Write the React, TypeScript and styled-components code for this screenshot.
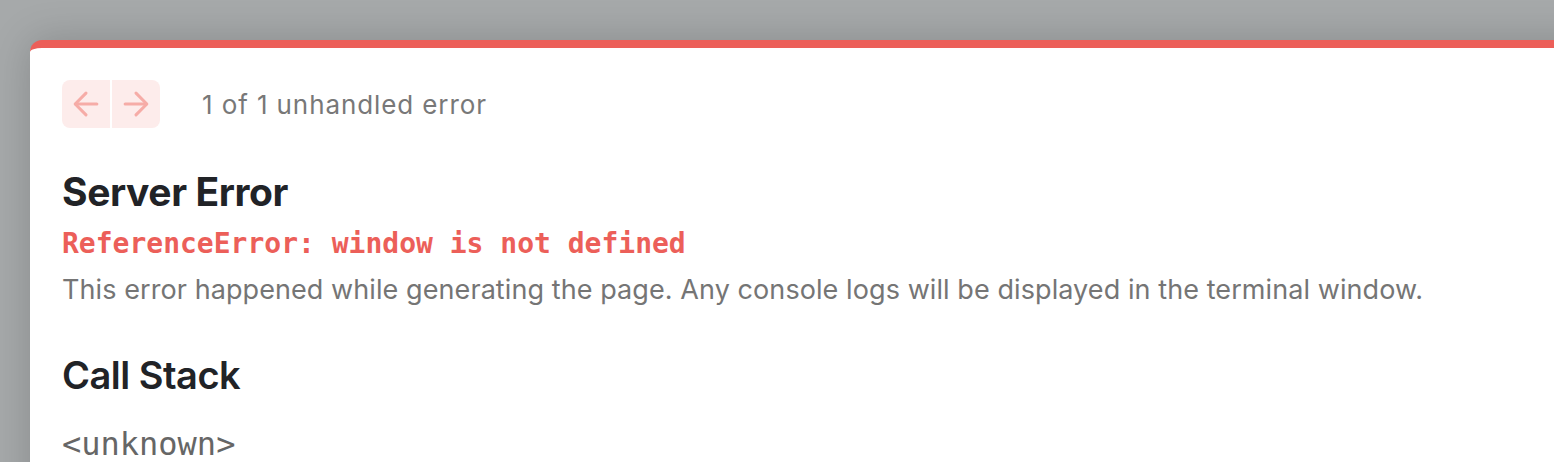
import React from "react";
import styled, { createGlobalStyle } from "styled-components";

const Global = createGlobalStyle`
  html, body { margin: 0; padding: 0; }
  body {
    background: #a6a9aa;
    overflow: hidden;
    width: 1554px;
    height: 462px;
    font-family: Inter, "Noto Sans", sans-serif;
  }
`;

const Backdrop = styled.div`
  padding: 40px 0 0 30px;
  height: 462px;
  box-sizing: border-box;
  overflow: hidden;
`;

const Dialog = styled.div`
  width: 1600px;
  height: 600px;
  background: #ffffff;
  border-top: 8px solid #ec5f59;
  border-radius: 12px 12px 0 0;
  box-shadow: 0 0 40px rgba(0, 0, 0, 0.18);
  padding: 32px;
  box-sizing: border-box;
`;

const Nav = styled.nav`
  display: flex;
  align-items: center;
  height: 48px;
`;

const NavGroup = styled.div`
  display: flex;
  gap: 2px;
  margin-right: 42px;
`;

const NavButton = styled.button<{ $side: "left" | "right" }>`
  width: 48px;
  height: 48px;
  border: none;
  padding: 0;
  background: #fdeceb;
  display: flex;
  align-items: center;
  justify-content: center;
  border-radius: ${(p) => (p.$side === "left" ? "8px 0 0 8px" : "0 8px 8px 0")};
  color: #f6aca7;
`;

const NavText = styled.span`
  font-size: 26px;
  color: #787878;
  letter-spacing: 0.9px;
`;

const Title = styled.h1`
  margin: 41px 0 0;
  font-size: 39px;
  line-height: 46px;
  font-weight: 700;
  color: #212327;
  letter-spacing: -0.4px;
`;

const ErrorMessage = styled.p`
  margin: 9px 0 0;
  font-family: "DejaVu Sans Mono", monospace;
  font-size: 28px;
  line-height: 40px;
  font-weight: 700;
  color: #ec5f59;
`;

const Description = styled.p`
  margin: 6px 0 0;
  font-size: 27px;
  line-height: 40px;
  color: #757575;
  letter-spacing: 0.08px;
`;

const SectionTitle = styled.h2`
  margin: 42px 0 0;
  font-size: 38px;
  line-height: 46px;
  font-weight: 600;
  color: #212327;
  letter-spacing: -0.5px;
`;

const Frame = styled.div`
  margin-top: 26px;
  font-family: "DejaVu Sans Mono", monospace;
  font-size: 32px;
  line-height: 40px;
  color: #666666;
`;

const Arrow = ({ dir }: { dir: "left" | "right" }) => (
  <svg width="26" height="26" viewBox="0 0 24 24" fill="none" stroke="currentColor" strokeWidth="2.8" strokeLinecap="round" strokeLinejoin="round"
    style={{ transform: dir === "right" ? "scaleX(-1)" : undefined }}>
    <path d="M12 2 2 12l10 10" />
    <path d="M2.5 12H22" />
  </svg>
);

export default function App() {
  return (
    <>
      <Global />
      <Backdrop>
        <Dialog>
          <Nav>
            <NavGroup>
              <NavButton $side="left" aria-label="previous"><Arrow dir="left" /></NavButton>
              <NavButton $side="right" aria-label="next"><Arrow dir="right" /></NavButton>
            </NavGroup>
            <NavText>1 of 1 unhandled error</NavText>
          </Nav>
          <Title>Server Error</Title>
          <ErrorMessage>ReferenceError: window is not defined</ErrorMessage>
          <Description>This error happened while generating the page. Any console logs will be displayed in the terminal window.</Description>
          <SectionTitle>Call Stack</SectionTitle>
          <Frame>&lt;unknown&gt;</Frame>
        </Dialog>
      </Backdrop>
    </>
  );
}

THE REQUEST: Quote every line word for word and keep the images out of the copy.

CORRECT RESPONSE:
Write the React, TypeScript and styled-components code for this screenshot.
import React from "react";
import styled, { createGlobalStyle } from "styled-components";

const Global = createGlobalStyle`
  html, body { margin: 0; padding: 0; }
  body {
    background: #a6a9aa;
    overflow: hidden;
    width: 1554px;
    height: 462px;
    font-family: Inter, "Noto Sans", sans-serif;
  }
`;

const Backdrop = styled.div`
  padding: 40px 0 0 30px;
  height: 462px;
  box-sizing: border-box;
  overflow: hidden;
`;

const Dialog = styled.div`
  width: 1600px;
  height: 600px;
  background: #ffffff;
  border-top: 8px solid #ec5f59;
  border-radius: 12px 12px 0 0;
  box-shadow: 0 0 40px rgba(0, 0, 0, 0.18);
  padding: 32px;
  box-sizing: border-box;
`;

const Nav = styled.nav`
  display: flex;
  align-items: center;
  height: 48px;
`;

const NavGroup = styled.div`
  display: flex;
  gap: 2px;
  margin-right: 42px;
`;

const NavButton = styled.button<{ $side: "left" | "right" }>`
  width: 48px;
  height: 48px;
  border: none;
  padding: 0;
  background: #fdeceb;
  display: flex;
  align-items: center;
  justify-content: center;
  border-radius: ${(p) => (p.$side === "left" ? "8px 0 0 8px" : "0 8px 8px 0")};
  color: #f6aca7;
`;

const NavText = styled.span`
  font-size: 26px;
  color: #787878;
  letter-spacing: 0.9px;
`;

const Title = styled.h1`
  margin: 41px 0 0;
  font-size: 39px;
  line-height: 46px;
  font-weight: 700;
  color: #212327;
  letter-spacing: -0.4px;
`;

const ErrorMessage = styled.p`
  margin: 9px 0 0;
  font-family: "DejaVu Sans Mono", monospace;
  font-size: 28px;
  line-height: 40px;
  font-weight: 700;
  color: #ec5f59;
`;

const Description = styled.p`
  margin: 6px 0 0;
  font-size: 27px;
  line-height: 40px;
  color: #757575;
  letter-spacing: 0.08px;
`;

const SectionTitle = styled.h2`
  margin: 42px 0 0;
  font-size: 38px;
  line-height: 46px;
  font-weight: 600;
  color: #212327;
  letter-spacing: -0.5px;
`;

const Frame = styled.div`
  margin-top: 26px;
  font-family: "DejaVu Sans Mono", monospace;
  font-size: 32px;
  line-height: 40px;
  color: #666666;
`;

const Arrow = ({ dir }: { dir: "left" | "right" }) => (
  <svg width="26" height="26" viewBox="0 0 24 24" fill="none" stroke="currentColor" strokeWidth="2.8" strokeLinecap="round" strokeLinejoin="round"
    style={{ transform: dir === "right" ? "scaleX(-1)" : undefined }}>
    <path d="M12 2 2 12l10 10" />
    <path d="M2.5 12H22" />
  </svg>
);

export default function App() {
  return (
    <>
      <Global />
      <Backdrop>
        <Dialog>
          <Nav>
            <NavGroup>
              <NavButton $side="left" aria-label="previous"><Arrow dir="left" /></NavButton>
              <NavButton $side="right" aria-label="next"><Arrow dir="right" /></NavButton>
            </NavGroup>
            <NavText>1 of 1 unhandled error</NavText>
          </Nav>
          <Title>Server Error</Title>
          <ErrorMessage>ReferenceError: window is not defined</ErrorMessage>
          <Description>This error happened while generating the page. Any console logs will be displayed in the terminal window.</Description>
          <SectionTitle>Call Stack</SectionTitle>
          <Frame>&lt;unknown&gt;</Frame>
        </Dialog>
      </Backdrop>
    </>
  );
}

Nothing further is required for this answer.